A few days after it began leaking Nvidia data, Lapsus$ also announced that it had stolen 190 gigabytes of data from Samsung, including boot-loader source code and algorithms for the Galaxy smartphone line’s biometric authentication system. Samsung confirmed last week that it suffered a breach.

A few days later, Ubisoft joined the fray. “Last week, Ubisoft experienced a cyber security incident that caused temporary disruption to some of our games, systems, and services,” the company wrote in a statement on Thursday. “As a precautionary measure, we initiated a company-wide password reset … There is no evidence any player personal information was accessed or exposed as a by-product of this incident.”
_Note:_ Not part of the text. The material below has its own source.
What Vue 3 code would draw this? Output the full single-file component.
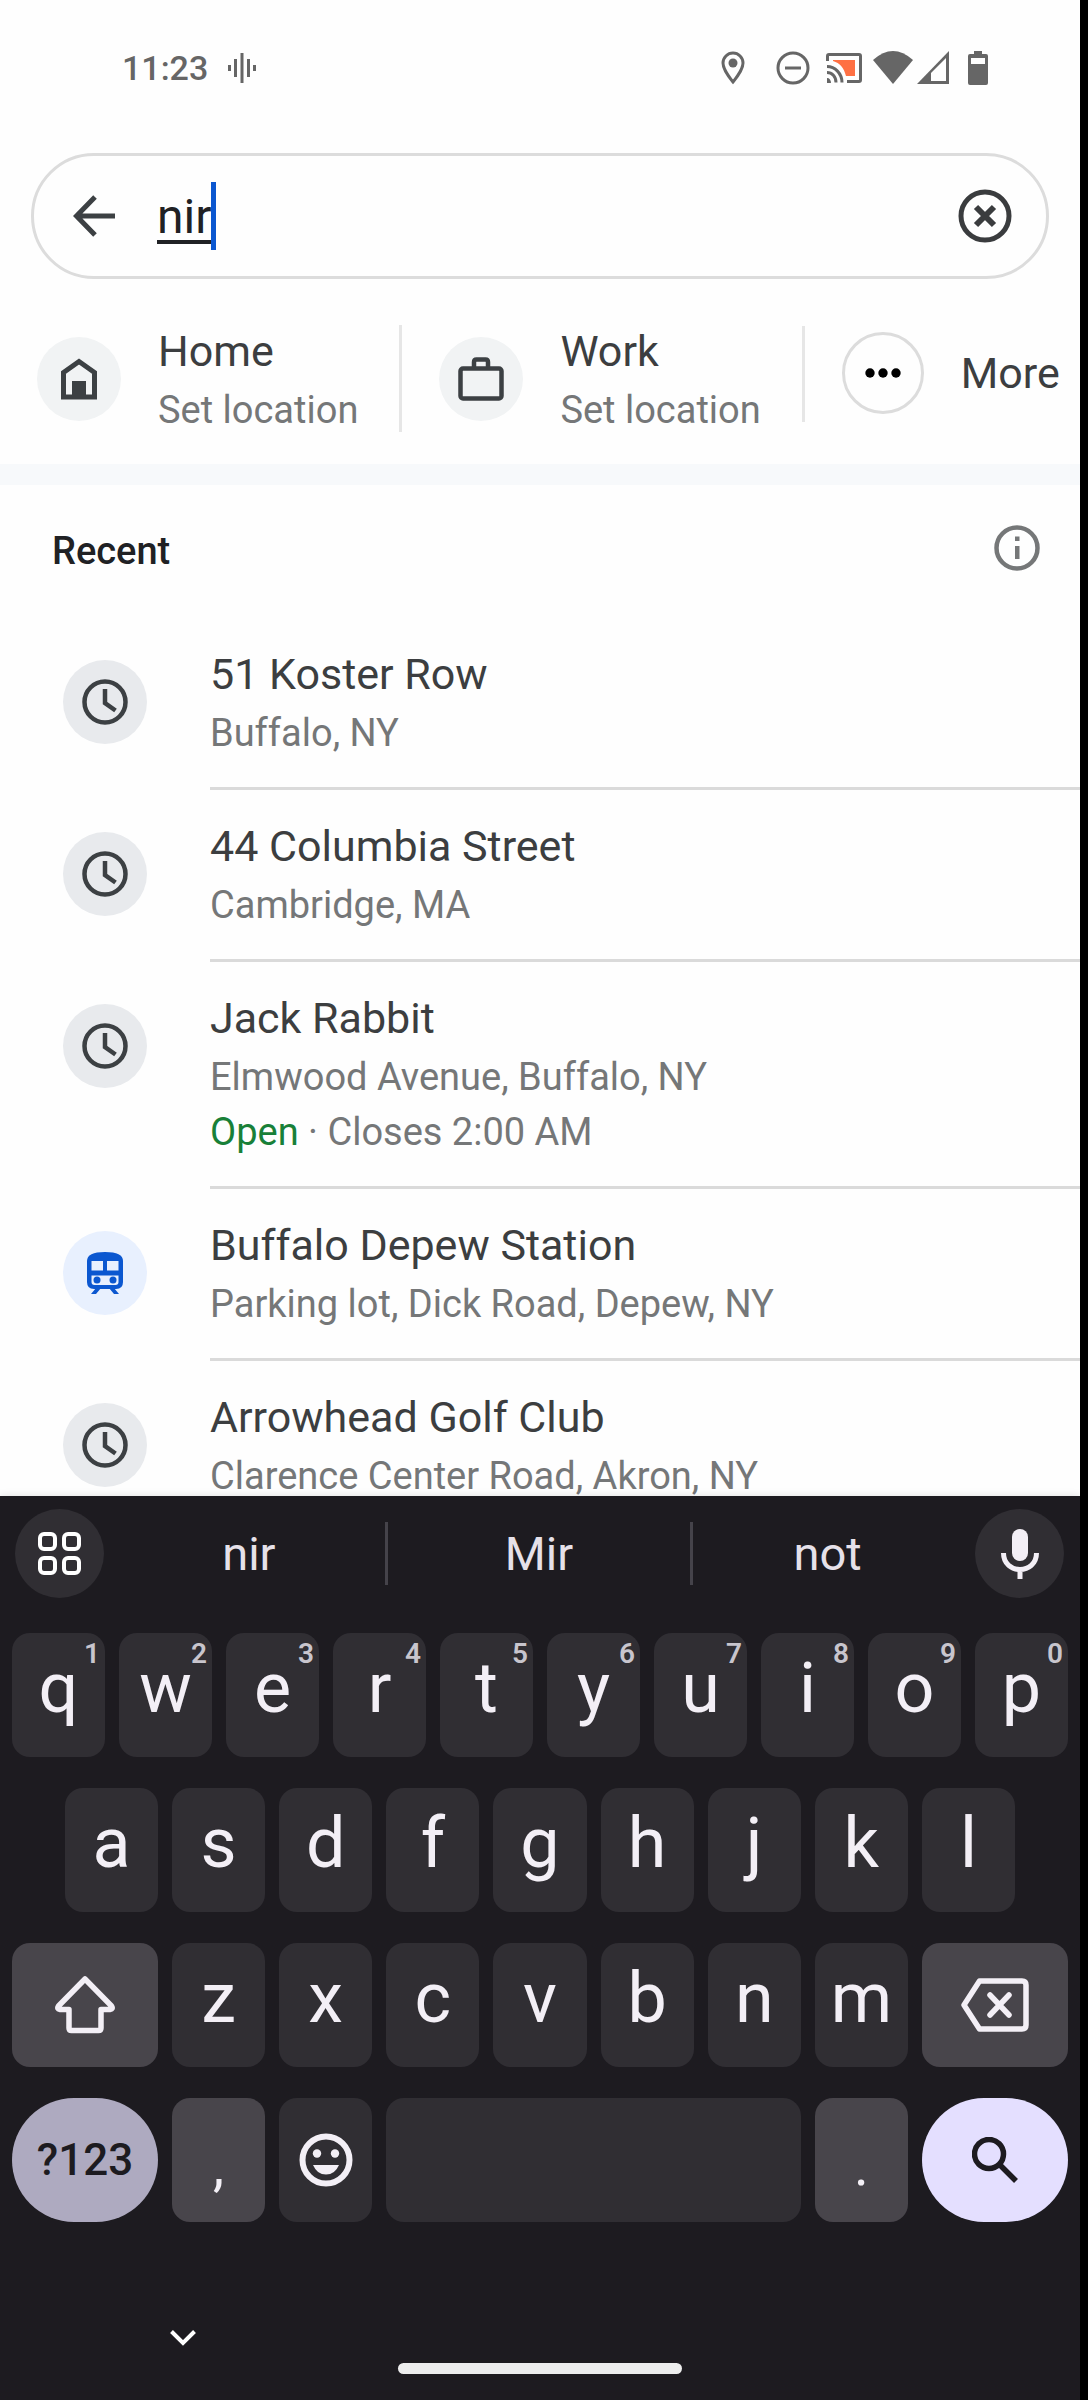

Specific details about the group remain scarce for now. Researchers suspect that Lapsus$ is based in South America, potentially in Brazil, and say it may have a few members in Europe as well, perhaps in Portugal. Lapsus$ doesn’t have a homepage on the dark web for posting samples of leaked data and negotiating with victims. Instead, the gang uses Telegram for most of its public-facing operations in an unorthodox move for ransomware groups.

“One unusual tendency of Lapsus$ is their use of Telegram to broadcast victims’ identities,” Digital Shadows’ Peh says. “Abusing a legitimate tool like Telegram ensures Lapsus$’s data leak channel will see minimum disruption, and their victims’ identities can be exposed to anyone with an internet connection.”

“It’s very reminiscent of the Lulzsec folks and even Anonymous back in the day,” Mandiant’s Carmakal says of the two hacktivist collectives that rose to prominence in the early 2010s. “Those folks had political motivations, or pretended to, but were also doing it for the fame and glory, and Lulzsec, in particular, was more overt about doing it for fun. With Lapsus$ it’s dangerous for people to do for fun, and they will be arrested at some point in time.”

In the meantime, the question for Big Tech is, who will be in Lapsus$’s crosshairs next? It seems that no target is too big or influential to be out of reach—and that the demands may be just as hard to predict.